So if ever his fellow Left-wing intellectuals confronted him with the “Little Englander” charge, E.P. Thompson, whose monumental 1963 work The Making of the English Working Class made him the most influential British historian of his generation, had ample ammunition with which to respond. When the Scot Tom Nairn accused him of developing a “cultural nationalism”, for example, Thompson could protest that his political consciousness “cut its teeth on the causes of Spain and of Indian independence, chewed on a World War, and has been offered an international diet ever since”. But it is true that he was driven by a deep faith in the “common sense” of the English people, distinguishing him both from many of his Left-wing contemporaries and from the endless condescension of much of today’s political elite. And this is his greatest legacy: what he saw as the distinctly English tendency towards intellectual humility, scepticism, and empiricism.

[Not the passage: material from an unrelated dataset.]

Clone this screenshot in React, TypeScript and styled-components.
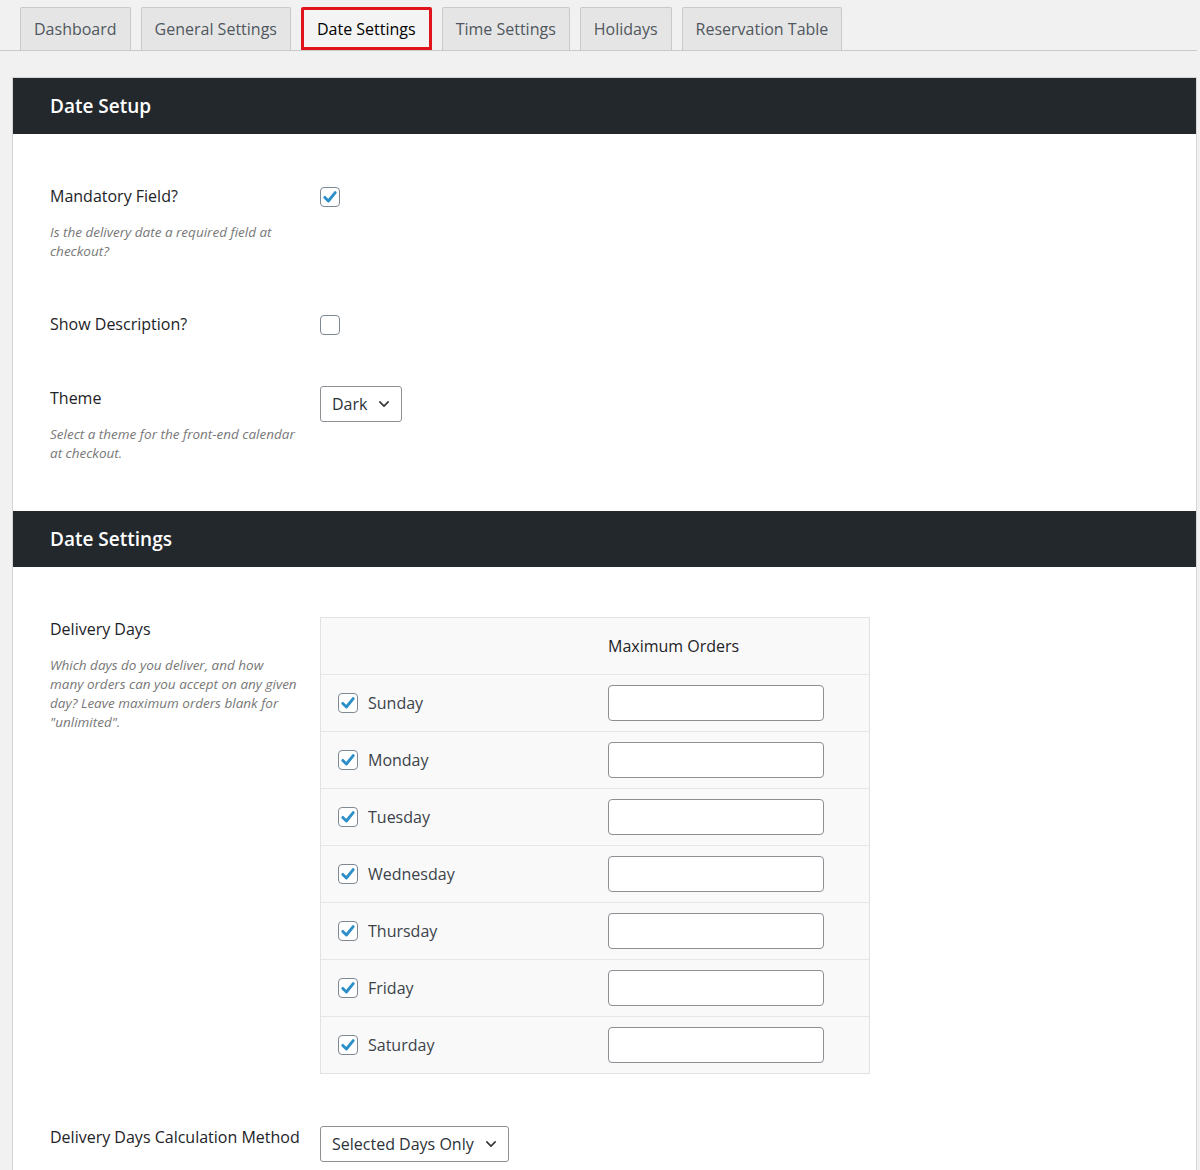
import React from "react";
import styled, { createGlobalStyle } from "styled-components";

const GlobalStyle = createGlobalStyle`
  body {
    margin: 0;
    background: #f1f1f1;
    font-family: "Open Sans", "Noto Sans", sans-serif;
    color: #23282d;
  }
`;

const tabs = ["Dashboard", "General Settings", "Date Settings", "Time Settings", "Holidays", "Reservation Table"];
const days = ["Sunday", "Monday", "Tuesday", "Wednesday", "Thursday", "Friday", "Saturday"];

const Check: React.FC<{ checked?: boolean; size?: number }> = ({ checked, size = 20 }) => (
  <CheckBox $size={size}>
    {checked && (
      <svg width={size - 4} height={size - 4} viewBox="0 0 20 20">
        <path d="M3.5 10.5 L8 15 L16.5 4.5" fill="none" stroke="#2c8fc7" strokeWidth="3.6" strokeLinecap="round" strokeLinejoin="round" />
      </svg>
    )}
  </CheckBox>
);

const Chevron = () => (
  <svg width="14" height="14" viewBox="0 0 20 20">
    <path d="M4 7 L10 13 L16 7" fill="none" stroke="#333" strokeWidth="2.2" strokeLinecap="round" strokeLinejoin="round" />
  </svg>
);

const App: React.FC = () => (
  <>
    <GlobalStyle />
    <TabBar>
      {tabs.map((t) => (
        <Tab key={t} $active={t === "Date Settings"}>{t}</Tab>
      ))}
    </TabBar>
    <Panel>
      <Header>Date Setup</Header>
      <Section>
        <Row>
          <LabelCol>
            <Label>Mandatory Field?</Label>
            <Desc>Is the delivery date a required field at checkout?</Desc>
          </LabelCol>
          <Control $offset={2}><Check checked /></Control>
        </Row>
        <Row>
          <LabelCol><Label>Show Description?</Label></LabelCol>
          <Control $offset={2}><Check /></Control>
        </Row>
        <Row>
          <LabelCol>
            <Label>Theme</Label>
            <Desc>Select a theme for the front-end calendar at checkout.</Desc>
          </LabelCol>
          <Control $offset={-1}><Select>Dark <Chevron /></Select></Control>
        </Row>
      </Section>
      <Header>Date Settings</Header>
      <Section>
        <Row>
          <LabelCol>
            <Label>Delivery Days</Label>
            <Desc>Which days do you deliver, and how many orders can you accept on any given day? Leave maximum orders blank for "unlimited".</Desc>
          </LabelCol>
          <Control $offset={-1}>
            <DaysTable>
              <TableHead>
                <span />
                <HeadCell>Maximum Orders</HeadCell>
              </TableHead>
              {days.map((d) => (
                <DayRow key={d}>
                  <DayName><Check checked />{d}</DayName>
                  <NumInput />
                </DayRow>
              ))}
            </DaysTable>
          </Control>
        </Row>
        <Row>
          <LabelCol><Label>Delivery Days Calculation Method</Label></LabelCol>
          <Control $offset={0}><Select>Selected Days Only <Chevron /></Select></Control>
        </Row>
      </Section>
    </Panel>
  </>
);

const TabBar = styled.div`
  display: flex;
  gap: 10px;
  padding: 7px 0 0 20px;
  margin-right: 3px;
  border-bottom: 1px solid #c9c9c9;
`;

const Tab = styled.div<{ $active?: boolean }>`
  height: 43px;
  box-sizing: border-box;
  padding: 0 13px;
  display: flex;
  align-items: center;
  font-size: 16px;
  color: ${(p) => (p.$active ? "#000" : "#50575e")};
  background: ${(p) => (p.$active ? "#f4f4f4" : "#e5e5e5")};
  border: ${(p) => (p.$active ? "3px solid #e0141c" : "1px solid #c9c9c9")};
  border-bottom: ${(p) => (p.$active ? "3px solid #e0141c" : "none")};
  border-radius: 2px 2px 0 0;
  margin-bottom: ${(p) => (p.$active ? "-1px" : "0")};
`;

const Panel = styled.div`
  margin: 26px 3px 0 12px;
  background: #fff;
  border: 1px solid #d5d5d5;
  border-bottom: none;
`;

const Header = styled.div`
  background: #23282d;
  color: #fff;
  height: 56px;
  display: flex;
  align-items: center;
  padding-left: 37px;
  font-size: 19px;
  font-weight: 600;
`;

const Section = styled.div`
  padding: 51px 0 48px 37px;
  display: flex;
  flex-direction: column;
  gap: 52px;
`;

const Row = styled.div`
  display: flex;
`;

const LabelCol = styled.div`
  width: 270px;
  flex-shrink: 0;
`;

const Label = styled.div`
  font-size: 16px;
  font-weight: 500;
  line-height: 22px;
  color: #1d2327;
  padding-right: 20px;
`;

const Desc = styled.div`
  margin-top: 16px;
  font-size: 13.5px;
  font-style: italic;
  color: #777;
  line-height: 19px;
  padding-right: 22px;
`;

const Control = styled.div<{ $offset?: number }>`
  margin-top: ${(p) => p.$offset ?? 0}px;
`;

const CheckBox = styled.div<{ $size: number }>`
  width: ${(p) => p.$size}px;
  height: ${(p) => p.$size}px;
  box-sizing: border-box;
  border: 1.5px solid #7e8993;
  border-radius: 4px;
  background: #fff;
  display: flex;
  align-items: center;
  justify-content: center;
  flex-shrink: 0;
`;

const Select = styled.div`
  display: inline-flex;
  align-items: center;
  gap: 10px;
  height: 36px;
  box-sizing: border-box;
  padding: 0 10px 0 11px;
  border: 1px solid #8c8f94;
  border-radius: 3px;
  font-size: 16px;
  color: #2c3338;
  background: #fff;
`;

const DaysTable = styled.div`
  width: 548px;
  background: #f9f9f9;
  border: 1px solid #e2e2e2;
`;

const TableHead = styled.div`
  display: grid;
  grid-template-columns: 287px 1fr;
  height: 56px;
  align-items: center;
  border-bottom: 1px solid #e6e6e6;
`;

const HeadCell = styled.div`
  font-size: 16px;
  font-weight: 500;
  color: #1d2327;
`;

const DayRow = styled.div`
  display: grid;
  grid-template-columns: 287px 216px;
  height: 56px;
  align-items: center;
  border-bottom: 1px solid #e6e6e6;
  &:last-child {
    border-bottom: none;
  }
`;

const DayName = styled.div`
  display: flex;
  align-items: center;
  gap: 10px;
  padding-left: 17px;
  font-size: 16px;
  color: #3c434a;
`;

const NumInput = styled.input`
  height: 36px;
  box-sizing: border-box;
  border: 1px solid #8c8f94;
  border-radius: 4px;
  background: #fff;
`;

export default App;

Even so, in his lifetime Thompson sometimes liked to wear his reputation for parochial Englishness as a badge of honour. In his rather formless 1973 open letter to Leszek Kołakowski, he described himself as a “great bustard”, unable to soar in the sky with the majestic eagles of the Left. Other bright minds seemed to manage: “whirr! with a rush of wind they are off to Paris, to Rome, to California”. “I had thought of trying to join them”, he sighs, “I had been practising the words ‘essence’, ‘syntagm’, ‘conjecture’, ‘problematic’, ‘sign’.” But these efforts were futile: with his “stumpy, idiomatic wings”, his English wings, he would only “fall – plop! – into the middle of the Channel”. How English, to pat himself on the back beneath layers of ironic self-deprecation ­— even in his substandard essays, Thompson was a funny writer. Unlike the cigarette-smoking French philosophes, or their pot-smoking Californian counterparts, his English feet were planted firmly on the ground.

A deep suspicion towards rival, continental strains of Marxism runs through all Thompson’s writing (even his strange 1988 sci-fi novel). All sorts of people are in for a kicking in The Making — conservative followers of Sir Lewis Namier, liberals like R.M. Hartwell — but the principal target is announced early on. Too many Marxists, he decried, are gripped by the “ever-present temptation to suppose that class is a thing”. This was a terrible garbling of Marx’s actual meaning. Much “Marxist” theorising — Thompson liked to hang scare-quotes around the sects he deemed heretical — was built atop false premises. The purpose of The Making was to demonstrate that his definition of class as a relationship, apparently the authentic Marxist definition, was the only one worth dealing in.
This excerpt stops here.